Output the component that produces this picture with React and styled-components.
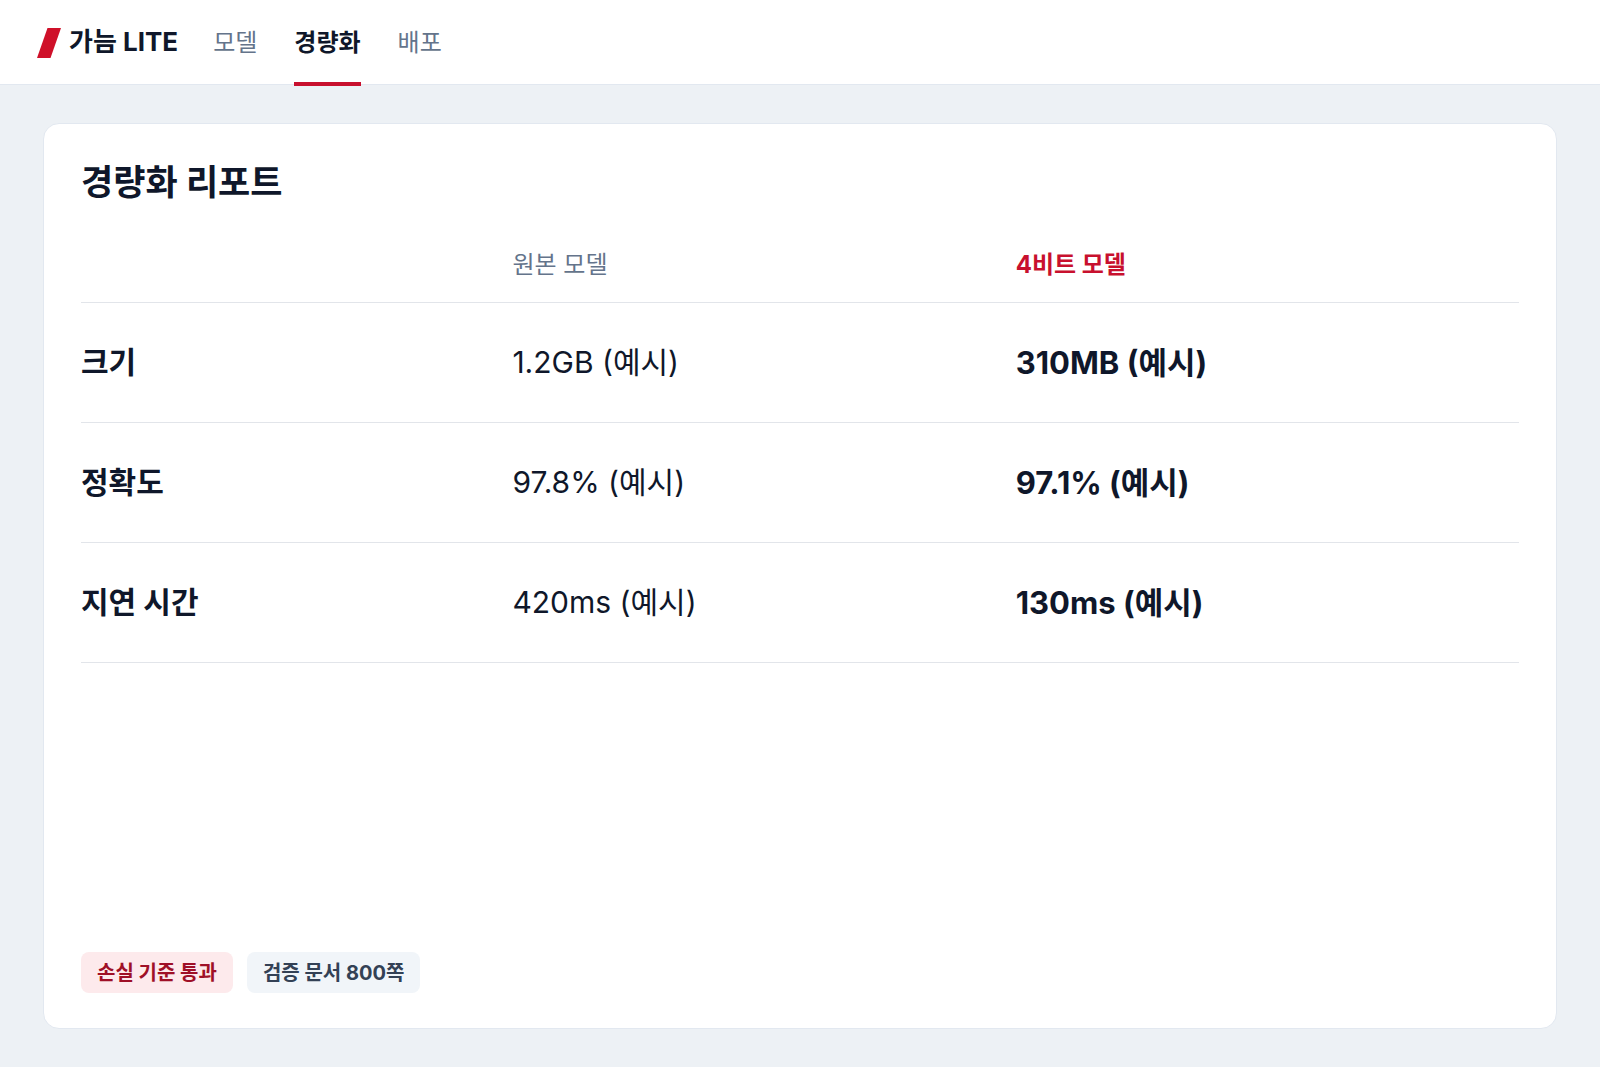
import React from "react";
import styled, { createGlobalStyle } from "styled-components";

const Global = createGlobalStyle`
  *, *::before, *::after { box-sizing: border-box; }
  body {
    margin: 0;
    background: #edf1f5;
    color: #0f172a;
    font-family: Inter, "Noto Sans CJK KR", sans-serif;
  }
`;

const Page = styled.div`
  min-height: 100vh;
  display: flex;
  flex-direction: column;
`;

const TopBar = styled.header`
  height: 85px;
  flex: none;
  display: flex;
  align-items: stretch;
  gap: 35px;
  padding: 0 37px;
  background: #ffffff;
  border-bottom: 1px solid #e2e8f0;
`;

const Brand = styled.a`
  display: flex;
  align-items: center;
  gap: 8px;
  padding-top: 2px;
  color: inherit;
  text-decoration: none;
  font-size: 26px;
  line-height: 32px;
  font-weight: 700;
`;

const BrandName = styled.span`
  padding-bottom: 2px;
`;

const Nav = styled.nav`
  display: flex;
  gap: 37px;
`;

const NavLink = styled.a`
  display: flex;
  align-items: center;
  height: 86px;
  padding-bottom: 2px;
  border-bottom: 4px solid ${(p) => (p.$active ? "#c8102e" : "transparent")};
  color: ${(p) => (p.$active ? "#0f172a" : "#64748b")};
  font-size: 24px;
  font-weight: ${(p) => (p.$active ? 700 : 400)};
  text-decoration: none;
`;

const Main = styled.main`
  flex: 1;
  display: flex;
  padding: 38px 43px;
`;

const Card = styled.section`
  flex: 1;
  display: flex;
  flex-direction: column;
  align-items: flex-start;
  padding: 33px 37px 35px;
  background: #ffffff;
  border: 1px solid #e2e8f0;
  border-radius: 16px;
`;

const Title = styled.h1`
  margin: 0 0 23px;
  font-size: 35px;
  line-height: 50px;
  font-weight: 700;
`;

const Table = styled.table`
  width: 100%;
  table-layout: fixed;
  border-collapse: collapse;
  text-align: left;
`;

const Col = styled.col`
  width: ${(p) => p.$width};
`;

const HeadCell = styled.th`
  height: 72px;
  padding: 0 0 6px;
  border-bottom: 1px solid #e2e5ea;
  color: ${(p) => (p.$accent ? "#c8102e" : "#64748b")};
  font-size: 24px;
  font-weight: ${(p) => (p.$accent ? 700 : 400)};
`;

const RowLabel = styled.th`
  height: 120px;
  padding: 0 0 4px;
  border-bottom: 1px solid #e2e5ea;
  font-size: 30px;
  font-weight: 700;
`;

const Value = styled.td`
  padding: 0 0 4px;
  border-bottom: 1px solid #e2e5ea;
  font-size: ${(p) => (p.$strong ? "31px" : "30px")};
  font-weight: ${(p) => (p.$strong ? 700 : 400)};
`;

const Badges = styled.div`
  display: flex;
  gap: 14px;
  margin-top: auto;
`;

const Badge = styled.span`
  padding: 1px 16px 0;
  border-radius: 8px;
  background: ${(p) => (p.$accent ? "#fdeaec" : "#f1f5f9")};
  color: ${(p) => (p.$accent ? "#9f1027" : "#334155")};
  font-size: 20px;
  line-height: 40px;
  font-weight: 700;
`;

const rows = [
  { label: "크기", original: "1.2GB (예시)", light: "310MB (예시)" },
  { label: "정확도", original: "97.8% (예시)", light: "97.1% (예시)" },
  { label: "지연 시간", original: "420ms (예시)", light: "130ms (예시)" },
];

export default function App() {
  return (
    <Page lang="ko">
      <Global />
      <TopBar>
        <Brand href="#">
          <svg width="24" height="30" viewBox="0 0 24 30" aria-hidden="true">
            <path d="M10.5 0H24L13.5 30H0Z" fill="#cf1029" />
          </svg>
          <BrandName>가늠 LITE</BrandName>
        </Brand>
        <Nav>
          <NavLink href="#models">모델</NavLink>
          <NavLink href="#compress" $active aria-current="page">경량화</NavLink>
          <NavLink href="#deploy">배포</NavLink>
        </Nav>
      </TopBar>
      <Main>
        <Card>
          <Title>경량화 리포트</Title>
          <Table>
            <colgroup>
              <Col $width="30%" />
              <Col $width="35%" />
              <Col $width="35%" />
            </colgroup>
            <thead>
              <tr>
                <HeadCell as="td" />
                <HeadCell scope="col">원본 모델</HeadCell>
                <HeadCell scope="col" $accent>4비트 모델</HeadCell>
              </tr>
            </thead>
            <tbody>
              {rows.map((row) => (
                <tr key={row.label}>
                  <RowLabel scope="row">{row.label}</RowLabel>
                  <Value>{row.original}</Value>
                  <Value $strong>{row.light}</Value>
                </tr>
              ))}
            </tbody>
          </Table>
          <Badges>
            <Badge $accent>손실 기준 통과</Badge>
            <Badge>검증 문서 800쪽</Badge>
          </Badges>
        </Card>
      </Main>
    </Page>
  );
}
_ _ _ _ _ _ _
*Exercise details:* With the pictures left out, transcribe the material exactly.

*Exercise solution:*
Output the component that produces this picture with React and styled-components.
import React from "react";
import styled, { createGlobalStyle } from "styled-components";

const Global = createGlobalStyle`
  *, *::before, *::after { box-sizing: border-box; }
  body {
    margin: 0;
    background: #edf1f5;
    color: #0f172a;
    font-family: Inter, "Noto Sans CJK KR", sans-serif;
  }
`;

const Page = styled.div`
  min-height: 100vh;
  display: flex;
  flex-direction: column;
`;

const TopBar = styled.header`
  height: 85px;
  flex: none;
  display: flex;
  align-items: stretch;
  gap: 35px;
  padding: 0 37px;
  background: #ffffff;
  border-bottom: 1px solid #e2e8f0;
`;

const Brand = styled.a`
  display: flex;
  align-items: center;
  gap: 8px;
  padding-top: 2px;
  color: inherit;
  text-decoration: none;
  font-size: 26px;
  line-height: 32px;
  font-weight: 700;
`;

const BrandName = styled.span`
  padding-bottom: 2px;
`;

const Nav = styled.nav`
  display: flex;
  gap: 37px;
`;

const NavLink = styled.a`
  display: flex;
  align-items: center;
  height: 86px;
  padding-bottom: 2px;
  border-bottom: 4px solid ${(p) => (p.$active ? "#c8102e" : "transparent")};
  color: ${(p) => (p.$active ? "#0f172a" : "#64748b")};
  font-size: 24px;
  font-weight: ${(p) => (p.$active ? 700 : 400)};
  text-decoration: none;
`;

const Main = styled.main`
  flex: 1;
  display: flex;
  padding: 38px 43px;
`;

const Card = styled.section`
  flex: 1;
  display: flex;
  flex-direction: column;
  align-items: flex-start;
  padding: 33px 37px 35px;
  background: #ffffff;
  border: 1px solid #e2e8f0;
  border-radius: 16px;
`;

const Title = styled.h1`
  margin: 0 0 23px;
  font-size: 35px;
  line-height: 50px;
  font-weight: 700;
`;

const Table = styled.table`
  width: 100%;
  table-layout: fixed;
  border-collapse: collapse;
  text-align: left;
`;

const Col = styled.col`
  width: ${(p) => p.$width};
`;

const HeadCell = styled.th`
  height: 72px;
  padding: 0 0 6px;
  border-bottom: 1px solid #e2e5ea;
  color: ${(p) => (p.$accent ? "#c8102e" : "#64748b")};
  font-size: 24px;
  font-weight: ${(p) => (p.$accent ? 700 : 400)};
`;

const RowLabel = styled.th`
  height: 120px;
  padding: 0 0 4px;
  border-bottom: 1px solid #e2e5ea;
  font-size: 30px;
  font-weight: 700;
`;

const Value = styled.td`
  padding: 0 0 4px;
  border-bottom: 1px solid #e2e5ea;
  font-size: ${(p) => (p.$strong ? "31px" : "30px")};
  font-weight: ${(p) => (p.$strong ? 700 : 400)};
`;

const Badges = styled.div`
  display: flex;
  gap: 14px;
  margin-top: auto;
`;

const Badge = styled.span`
  padding: 1px 16px 0;
  border-radius: 8px;
  background: ${(p) => (p.$accent ? "#fdeaec" : "#f1f5f9")};
  color: ${(p) => (p.$accent ? "#9f1027" : "#334155")};
  font-size: 20px;
  line-height: 40px;
  font-weight: 700;
`;

const rows = [
  { label: "크기", original: "1.2GB (예시)", light: "310MB (예시)" },
  { label: "정확도", original: "97.8% (예시)", light: "97.1% (예시)" },
  { label: "지연 시간", original: "420ms (예시)", light: "130ms (예시)" },
];

export default function App() {
  return (
    <Page lang="ko">
      <Global />
      <TopBar>
        <Brand href="#">
          <svg width="24" height="30" viewBox="0 0 24 30" aria-hidden="true">
            <path d="M10.5 0H24L13.5 30H0Z" fill="#cf1029" />
          </svg>
          <BrandName>가늠 LITE</BrandName>
        </Brand>
        <Nav>
          <NavLink href="#models">모델</NavLink>
          <NavLink href="#compress" $active aria-current="page">경량화</NavLink>
          <NavLink href="#deploy">배포</NavLink>
        </Nav>
      </TopBar>
      <Main>
        <Card>
          <Title>경량화 리포트</Title>
          <Table>
            <colgroup>
              <Col $width="30%" />
              <Col $width="35%" />
              <Col $width="35%" />
            </colgroup>
            <thead>
              <tr>
                <HeadCell as="td" />
                <HeadCell scope="col">원본 모델</HeadCell>
                <HeadCell scope="col" $accent>4비트 모델</HeadCell>
              </tr>
            </thead>
            <tbody>
              {rows.map((row) => (
                <tr key={row.label}>
                  <RowLabel scope="row">{row.label}</RowLabel>
                  <Value>{row.original}</Value>
                  <Value $strong>{row.light}</Value>
                </tr>
              ))}
            </tbody>
          </Table>
          <Badges>
            <Badge $accent>손실 기준 통과</Badge>
            <Badge>검증 문서 800쪽</Badge>
          </Badges>
        </Card>
      </Main>
    </Page>
  );
}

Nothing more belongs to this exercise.